I just read an opinion piece in the New York Times about the Gaza situation called “Trapped in Gaza” by Lara Aburamaden.
It begins with the simple line: “I don’t know how the story ends.” Aburamaden’s piece is almost heartbreakingly artful at a time when restraint and communication have gone out the window, in a region that is sorely in need of such things.
Lara writes of being at a Nordic Film Festival when word came that there had been an assassination:
But halfway in, just as Sebbe’s story began to arc, the reel stopped, just as surely as the world around me.A festival organizer interrupted the film and relayed the news: The Israelis, we were told, had just assassinated someone. There was already word of retaliatory rockets fired from Gaza. Things were going to get bad quickly, and we had better get home, where it would be safer.
So much is learned here. A Nordic Film Festival, the first of its kind, in Gaza. A rapt audience interrupted. Young people. Artists and intellectuals who must face death and destruction. Again.

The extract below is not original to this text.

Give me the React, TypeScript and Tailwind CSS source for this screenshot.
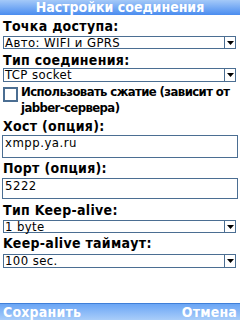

Gaza. This is a human story as much as it is a political one. Aburamaden’s words bring to light the humanity of those who suffer there. Later in Aburamaden’s story we learn of a sister on the verge of her high school graduation and a bevy of siblings who sleep with furrowed brows.
The author, described in the New York Times bio as a photographer and a student of English in translation, has brought Gaza home to me as I sit in my apartment in Park Slope, Brooklyn. I found some lovely photos of her’s on Flickr like the one at left of Gaza’s coastline and another one of a Turkish coffee pot on a grill.
In another paragraph, the author comtemplates the horrific photograph at the top of the page, which she did not take. In it a man whose heart has been severed by the death of his not quite one-year old son, holds his child who is wrapped in white.
As I contemplate my own mother’s tired eyes, I wonder: What happens to those who lose a child? And will I ever see my own? So far, in the war that began on Wednesday, only a handful of children and teenagers have died. Hiba was 19, Omar a month shy of his first year on the planet. (Omar’s picture, I have since seen, made the rounds on Facebook. But he himself was wound in white and faceless, a corpse cradled by his wailing father.) As for Ranana, she made it to 5 before something very big and very loud fell from the sky, ending her time here. I don’t know her either. But then again, I do.
Words. Humanity. A transmission from a place few of us have ever been. Her thoughts are powerful, sane and impossibly artful at a time when even art isn’t enough to contextualize the human tragedy that is going on.
Each day here lays bare the ugliness of war, and for my siblings and me, each scene of our movie starts the same: we are trapped. And that is where our story begins and ends.